* begin Task input *

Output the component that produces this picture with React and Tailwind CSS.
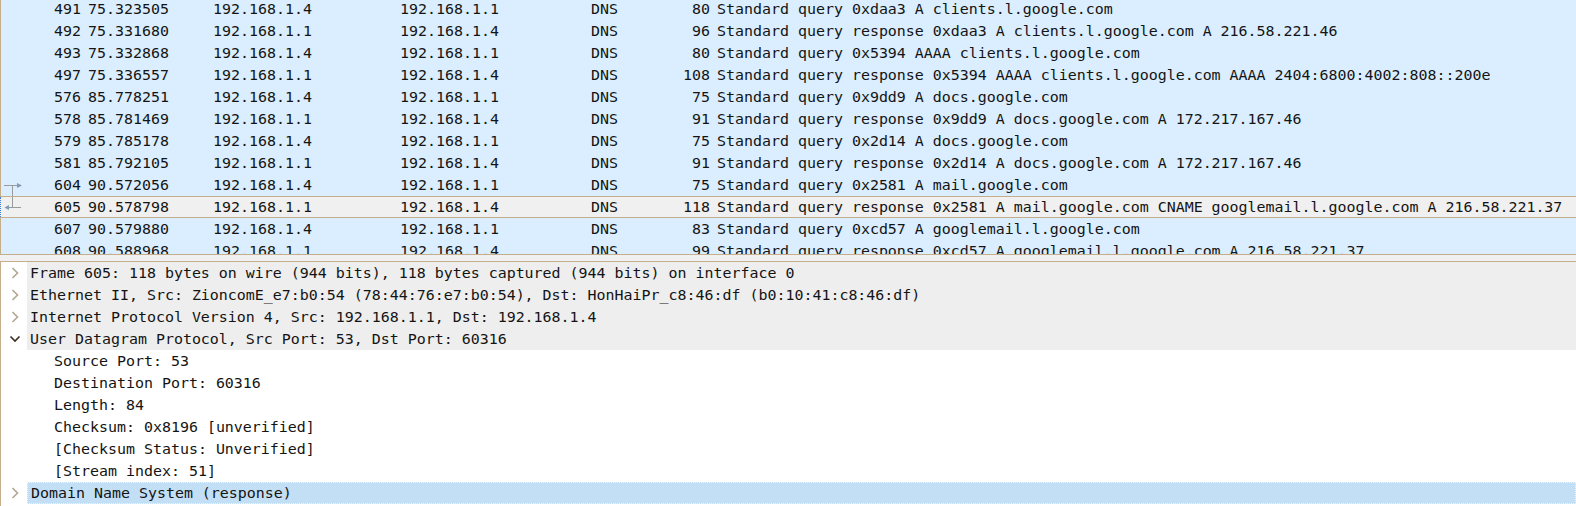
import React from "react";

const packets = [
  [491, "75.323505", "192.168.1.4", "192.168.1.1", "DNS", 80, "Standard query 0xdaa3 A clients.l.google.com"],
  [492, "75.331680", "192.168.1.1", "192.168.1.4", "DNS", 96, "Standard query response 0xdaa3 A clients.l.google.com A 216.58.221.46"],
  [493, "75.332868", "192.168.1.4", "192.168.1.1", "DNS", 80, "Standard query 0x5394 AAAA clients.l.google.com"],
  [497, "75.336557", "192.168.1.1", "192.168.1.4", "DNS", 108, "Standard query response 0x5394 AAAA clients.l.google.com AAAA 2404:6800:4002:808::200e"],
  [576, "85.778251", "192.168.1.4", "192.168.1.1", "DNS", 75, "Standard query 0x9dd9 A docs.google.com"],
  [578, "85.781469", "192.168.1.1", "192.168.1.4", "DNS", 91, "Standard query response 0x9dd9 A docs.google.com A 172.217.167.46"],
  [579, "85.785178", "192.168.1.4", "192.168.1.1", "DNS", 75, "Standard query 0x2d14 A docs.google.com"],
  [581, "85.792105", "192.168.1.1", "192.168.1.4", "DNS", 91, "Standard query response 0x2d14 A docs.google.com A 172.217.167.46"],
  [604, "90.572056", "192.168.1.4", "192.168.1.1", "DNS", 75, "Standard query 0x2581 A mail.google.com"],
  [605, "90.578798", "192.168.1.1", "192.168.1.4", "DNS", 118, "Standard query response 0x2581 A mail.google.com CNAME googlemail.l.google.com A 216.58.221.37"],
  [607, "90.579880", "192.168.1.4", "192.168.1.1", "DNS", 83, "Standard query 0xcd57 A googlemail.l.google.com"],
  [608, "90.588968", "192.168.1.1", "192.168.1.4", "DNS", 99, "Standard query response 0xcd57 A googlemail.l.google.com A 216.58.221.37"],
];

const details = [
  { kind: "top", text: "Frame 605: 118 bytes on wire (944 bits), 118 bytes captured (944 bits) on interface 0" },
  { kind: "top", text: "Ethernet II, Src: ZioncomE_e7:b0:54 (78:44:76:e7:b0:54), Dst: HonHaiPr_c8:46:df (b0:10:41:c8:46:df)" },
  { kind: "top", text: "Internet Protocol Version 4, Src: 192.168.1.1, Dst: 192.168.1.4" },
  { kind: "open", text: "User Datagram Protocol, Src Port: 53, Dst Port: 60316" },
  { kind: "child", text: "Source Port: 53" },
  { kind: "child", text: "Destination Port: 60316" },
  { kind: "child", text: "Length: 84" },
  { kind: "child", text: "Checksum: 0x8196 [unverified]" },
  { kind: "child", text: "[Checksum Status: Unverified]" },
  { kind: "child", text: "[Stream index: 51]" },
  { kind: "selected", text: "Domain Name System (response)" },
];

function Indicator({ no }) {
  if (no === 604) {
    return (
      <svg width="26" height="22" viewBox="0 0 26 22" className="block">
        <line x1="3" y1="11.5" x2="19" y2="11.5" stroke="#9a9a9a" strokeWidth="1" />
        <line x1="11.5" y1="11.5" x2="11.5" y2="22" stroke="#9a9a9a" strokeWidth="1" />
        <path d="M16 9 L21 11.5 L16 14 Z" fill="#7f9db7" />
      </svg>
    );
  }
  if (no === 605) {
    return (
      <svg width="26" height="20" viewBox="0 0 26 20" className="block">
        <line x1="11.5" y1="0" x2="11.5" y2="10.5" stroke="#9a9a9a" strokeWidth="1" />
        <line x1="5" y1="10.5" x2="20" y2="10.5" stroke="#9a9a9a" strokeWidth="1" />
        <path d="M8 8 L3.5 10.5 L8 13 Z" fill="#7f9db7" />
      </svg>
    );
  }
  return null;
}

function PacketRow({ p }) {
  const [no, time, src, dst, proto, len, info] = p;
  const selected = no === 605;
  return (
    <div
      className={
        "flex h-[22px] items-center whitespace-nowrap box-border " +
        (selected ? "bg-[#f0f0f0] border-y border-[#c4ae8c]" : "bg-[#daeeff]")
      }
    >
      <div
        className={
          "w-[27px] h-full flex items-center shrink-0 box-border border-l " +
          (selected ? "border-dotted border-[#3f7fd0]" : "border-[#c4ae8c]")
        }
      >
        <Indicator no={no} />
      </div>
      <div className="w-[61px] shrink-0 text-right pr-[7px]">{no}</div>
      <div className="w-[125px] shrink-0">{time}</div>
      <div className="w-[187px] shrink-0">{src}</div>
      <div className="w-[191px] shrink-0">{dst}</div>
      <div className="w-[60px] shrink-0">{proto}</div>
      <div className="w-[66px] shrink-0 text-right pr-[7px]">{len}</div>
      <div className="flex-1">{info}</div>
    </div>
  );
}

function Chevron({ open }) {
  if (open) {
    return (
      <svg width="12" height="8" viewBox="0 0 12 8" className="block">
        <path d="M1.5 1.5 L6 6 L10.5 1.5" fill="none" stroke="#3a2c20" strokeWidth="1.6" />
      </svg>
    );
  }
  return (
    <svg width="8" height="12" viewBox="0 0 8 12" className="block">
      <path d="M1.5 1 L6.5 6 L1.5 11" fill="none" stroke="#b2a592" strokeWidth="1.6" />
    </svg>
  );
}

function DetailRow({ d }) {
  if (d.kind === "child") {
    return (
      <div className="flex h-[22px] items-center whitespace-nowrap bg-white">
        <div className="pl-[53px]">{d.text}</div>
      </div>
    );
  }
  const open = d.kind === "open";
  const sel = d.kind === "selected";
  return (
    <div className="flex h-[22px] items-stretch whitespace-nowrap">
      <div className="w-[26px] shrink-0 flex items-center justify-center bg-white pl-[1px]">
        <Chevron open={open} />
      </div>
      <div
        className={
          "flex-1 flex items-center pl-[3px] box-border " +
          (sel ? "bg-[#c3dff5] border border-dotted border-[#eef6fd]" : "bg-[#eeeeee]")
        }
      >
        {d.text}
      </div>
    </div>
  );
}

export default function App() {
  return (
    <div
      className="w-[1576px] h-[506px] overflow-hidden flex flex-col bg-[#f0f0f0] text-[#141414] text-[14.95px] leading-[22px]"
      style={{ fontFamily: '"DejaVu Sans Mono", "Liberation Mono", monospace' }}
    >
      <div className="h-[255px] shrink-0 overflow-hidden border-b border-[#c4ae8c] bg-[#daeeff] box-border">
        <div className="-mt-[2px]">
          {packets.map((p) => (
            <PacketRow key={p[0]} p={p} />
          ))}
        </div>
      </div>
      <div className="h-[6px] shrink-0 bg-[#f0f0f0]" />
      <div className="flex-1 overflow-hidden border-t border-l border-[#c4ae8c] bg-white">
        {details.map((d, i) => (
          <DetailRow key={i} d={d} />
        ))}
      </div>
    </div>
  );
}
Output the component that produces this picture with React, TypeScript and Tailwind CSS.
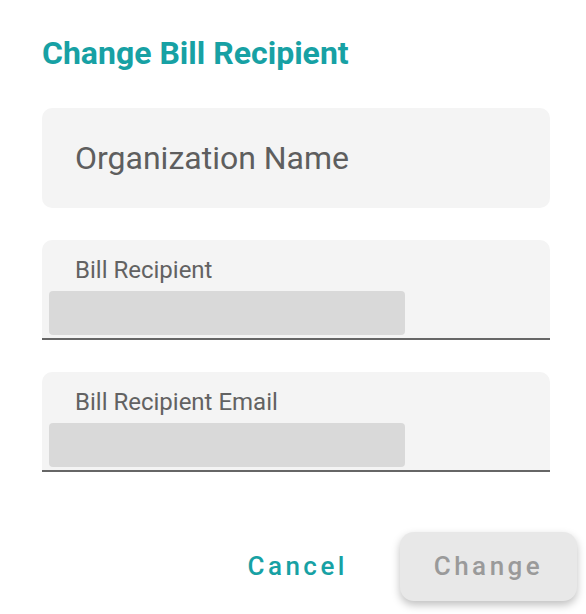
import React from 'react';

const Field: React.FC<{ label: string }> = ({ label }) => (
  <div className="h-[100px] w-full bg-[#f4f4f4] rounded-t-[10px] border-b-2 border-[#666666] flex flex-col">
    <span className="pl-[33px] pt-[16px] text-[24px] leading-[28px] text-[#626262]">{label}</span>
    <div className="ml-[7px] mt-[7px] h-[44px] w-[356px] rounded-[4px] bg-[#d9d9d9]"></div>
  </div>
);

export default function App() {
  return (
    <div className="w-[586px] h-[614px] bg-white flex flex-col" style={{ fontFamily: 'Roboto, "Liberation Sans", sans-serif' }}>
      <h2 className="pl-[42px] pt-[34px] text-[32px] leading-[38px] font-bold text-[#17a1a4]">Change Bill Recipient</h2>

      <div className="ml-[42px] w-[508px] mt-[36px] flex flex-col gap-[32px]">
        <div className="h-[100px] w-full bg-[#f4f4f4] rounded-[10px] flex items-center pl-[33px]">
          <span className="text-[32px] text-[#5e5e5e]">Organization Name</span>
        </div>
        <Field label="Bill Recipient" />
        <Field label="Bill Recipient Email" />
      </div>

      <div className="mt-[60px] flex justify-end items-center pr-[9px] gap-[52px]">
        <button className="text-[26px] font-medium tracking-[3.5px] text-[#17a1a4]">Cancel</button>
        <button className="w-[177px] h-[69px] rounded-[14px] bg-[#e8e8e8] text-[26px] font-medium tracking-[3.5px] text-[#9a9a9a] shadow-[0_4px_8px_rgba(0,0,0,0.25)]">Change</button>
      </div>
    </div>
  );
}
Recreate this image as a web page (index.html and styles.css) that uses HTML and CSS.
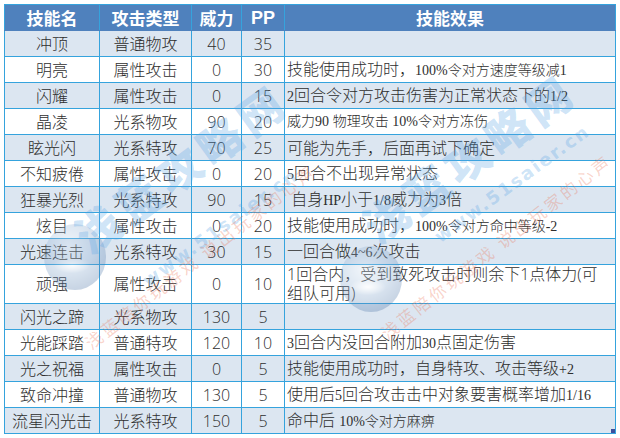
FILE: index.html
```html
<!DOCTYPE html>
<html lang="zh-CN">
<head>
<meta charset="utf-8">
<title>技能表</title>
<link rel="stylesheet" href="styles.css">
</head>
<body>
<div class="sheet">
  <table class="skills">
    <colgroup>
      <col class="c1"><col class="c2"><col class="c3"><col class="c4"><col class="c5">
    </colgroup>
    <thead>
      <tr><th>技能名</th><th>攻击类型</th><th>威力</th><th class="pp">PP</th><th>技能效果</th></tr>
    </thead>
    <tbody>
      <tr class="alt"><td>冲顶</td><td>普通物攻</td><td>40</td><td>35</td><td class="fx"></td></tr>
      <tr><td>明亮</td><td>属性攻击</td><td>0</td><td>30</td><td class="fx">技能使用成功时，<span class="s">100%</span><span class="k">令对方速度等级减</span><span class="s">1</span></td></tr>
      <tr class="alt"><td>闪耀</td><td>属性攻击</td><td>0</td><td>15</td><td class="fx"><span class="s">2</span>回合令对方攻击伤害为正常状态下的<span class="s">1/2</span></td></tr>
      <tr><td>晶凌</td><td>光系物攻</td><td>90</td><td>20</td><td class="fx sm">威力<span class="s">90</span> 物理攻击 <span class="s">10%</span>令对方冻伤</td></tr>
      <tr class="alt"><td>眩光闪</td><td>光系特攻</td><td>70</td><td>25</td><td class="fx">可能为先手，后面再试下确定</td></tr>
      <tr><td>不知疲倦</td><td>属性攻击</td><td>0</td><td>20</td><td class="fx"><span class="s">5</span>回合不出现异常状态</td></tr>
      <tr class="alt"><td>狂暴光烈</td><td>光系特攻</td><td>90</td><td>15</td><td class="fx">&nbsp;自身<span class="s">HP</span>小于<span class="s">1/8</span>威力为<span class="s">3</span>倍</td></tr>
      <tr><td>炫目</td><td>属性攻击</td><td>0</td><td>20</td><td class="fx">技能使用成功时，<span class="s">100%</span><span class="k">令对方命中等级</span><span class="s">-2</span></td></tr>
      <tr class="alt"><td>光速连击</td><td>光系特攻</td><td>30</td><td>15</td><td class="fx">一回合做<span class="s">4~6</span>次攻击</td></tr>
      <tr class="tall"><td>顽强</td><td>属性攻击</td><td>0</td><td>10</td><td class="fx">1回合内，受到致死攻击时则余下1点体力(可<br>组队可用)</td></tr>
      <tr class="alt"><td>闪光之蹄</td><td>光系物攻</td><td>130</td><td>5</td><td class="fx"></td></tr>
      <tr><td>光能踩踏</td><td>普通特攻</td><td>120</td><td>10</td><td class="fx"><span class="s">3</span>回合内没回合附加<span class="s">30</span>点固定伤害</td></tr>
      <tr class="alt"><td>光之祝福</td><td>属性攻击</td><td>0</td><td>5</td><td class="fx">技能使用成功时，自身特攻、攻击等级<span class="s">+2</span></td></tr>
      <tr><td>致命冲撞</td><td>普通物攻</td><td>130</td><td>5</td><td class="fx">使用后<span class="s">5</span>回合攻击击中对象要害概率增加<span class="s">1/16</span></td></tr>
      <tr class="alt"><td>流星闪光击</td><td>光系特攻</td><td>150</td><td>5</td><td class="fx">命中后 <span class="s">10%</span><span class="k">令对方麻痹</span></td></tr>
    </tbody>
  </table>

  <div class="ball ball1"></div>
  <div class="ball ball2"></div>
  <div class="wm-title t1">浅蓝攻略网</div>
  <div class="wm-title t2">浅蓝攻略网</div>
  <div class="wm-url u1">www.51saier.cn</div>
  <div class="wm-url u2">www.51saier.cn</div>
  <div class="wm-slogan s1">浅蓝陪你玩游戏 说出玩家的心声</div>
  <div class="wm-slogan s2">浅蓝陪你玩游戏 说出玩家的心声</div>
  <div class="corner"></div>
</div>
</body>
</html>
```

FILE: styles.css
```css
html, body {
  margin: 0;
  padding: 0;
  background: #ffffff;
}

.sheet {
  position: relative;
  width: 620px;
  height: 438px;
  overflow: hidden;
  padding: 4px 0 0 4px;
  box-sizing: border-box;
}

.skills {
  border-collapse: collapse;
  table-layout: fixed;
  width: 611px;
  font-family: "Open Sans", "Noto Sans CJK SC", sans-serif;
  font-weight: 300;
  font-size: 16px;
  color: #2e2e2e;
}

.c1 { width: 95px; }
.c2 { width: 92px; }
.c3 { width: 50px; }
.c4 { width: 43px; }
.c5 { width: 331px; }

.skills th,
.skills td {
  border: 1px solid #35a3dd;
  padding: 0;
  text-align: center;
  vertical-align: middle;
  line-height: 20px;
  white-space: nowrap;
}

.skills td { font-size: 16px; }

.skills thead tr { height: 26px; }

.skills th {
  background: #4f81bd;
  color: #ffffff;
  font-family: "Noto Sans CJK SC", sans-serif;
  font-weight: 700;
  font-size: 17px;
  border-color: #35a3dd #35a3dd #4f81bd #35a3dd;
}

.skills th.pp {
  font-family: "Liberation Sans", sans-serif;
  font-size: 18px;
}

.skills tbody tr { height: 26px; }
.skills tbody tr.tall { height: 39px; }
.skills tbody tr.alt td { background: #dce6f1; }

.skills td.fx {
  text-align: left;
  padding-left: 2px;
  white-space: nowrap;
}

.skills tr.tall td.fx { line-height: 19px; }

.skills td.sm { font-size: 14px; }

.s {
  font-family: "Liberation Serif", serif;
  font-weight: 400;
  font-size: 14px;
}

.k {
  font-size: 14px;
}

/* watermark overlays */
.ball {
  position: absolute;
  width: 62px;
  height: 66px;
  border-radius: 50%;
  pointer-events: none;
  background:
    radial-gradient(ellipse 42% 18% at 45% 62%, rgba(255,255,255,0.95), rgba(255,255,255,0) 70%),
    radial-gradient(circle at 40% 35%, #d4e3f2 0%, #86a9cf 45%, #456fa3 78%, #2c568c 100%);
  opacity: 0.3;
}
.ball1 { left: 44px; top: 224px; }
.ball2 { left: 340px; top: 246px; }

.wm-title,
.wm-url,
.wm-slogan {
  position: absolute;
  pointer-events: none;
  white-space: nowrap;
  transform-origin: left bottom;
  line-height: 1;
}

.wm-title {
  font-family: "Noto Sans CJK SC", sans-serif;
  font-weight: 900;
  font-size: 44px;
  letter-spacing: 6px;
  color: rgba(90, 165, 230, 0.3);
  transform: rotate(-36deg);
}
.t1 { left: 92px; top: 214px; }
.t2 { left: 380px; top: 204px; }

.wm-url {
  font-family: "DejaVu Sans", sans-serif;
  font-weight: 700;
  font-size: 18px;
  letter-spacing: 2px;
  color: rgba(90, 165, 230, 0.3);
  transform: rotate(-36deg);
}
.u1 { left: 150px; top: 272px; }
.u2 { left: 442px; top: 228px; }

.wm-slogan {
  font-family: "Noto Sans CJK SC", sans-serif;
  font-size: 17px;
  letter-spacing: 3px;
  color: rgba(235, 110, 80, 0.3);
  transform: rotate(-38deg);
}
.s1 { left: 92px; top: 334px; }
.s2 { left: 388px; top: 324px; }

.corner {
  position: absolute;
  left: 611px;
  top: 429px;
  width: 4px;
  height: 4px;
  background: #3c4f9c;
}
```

* end Task input *

Above are the records. Identify each line that contains the word "produces".

Output the component that produces this picture with React and Tailwind CSS.
Output the component that produces this picture with React, TypeScript and Tailwind CSS.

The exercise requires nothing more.